León Ferrari's work has been widely exhibited all over the world, notably at Centre Pompidou in Paris (2022), Museo Reina Sofia (2021), MoMA in New York (2014 and 2009), MALBA in Buenos Aires (2012), Rencontres d'Arles (2010), the Museo Nacional Centro de Arte Reina Sofía in Madrid (2009 and 2000), documenta in Kassel (2007) and notably at the Venice Biennale (2007), where he was awarded the Golden Lion.
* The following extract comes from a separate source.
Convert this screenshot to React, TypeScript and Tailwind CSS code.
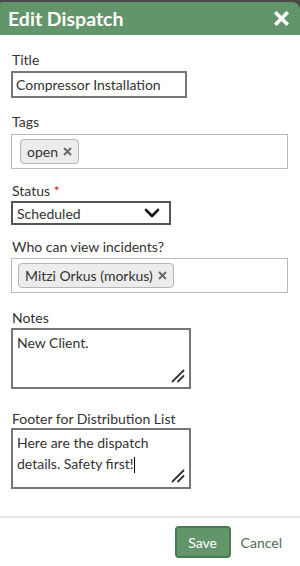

His works are part of the most prestigious contemporary art collections, including MoMA in New York, the Museo Reina Sofia in Madrid, the Musée National d'art contemporain - Centre Pompidou in Paris, the Museo de Arte Contemporaneo in Buenos Aires, the Museo de Arte Moderno in Mexico, the Museum of Fine Arts in Houston, the Museo de Arte in São Paulo, the Museo de Arte Moderno in Rio de Janeiro, the Daros Latin-American Collection in Zurich, the Cisneros Collection, amongst others.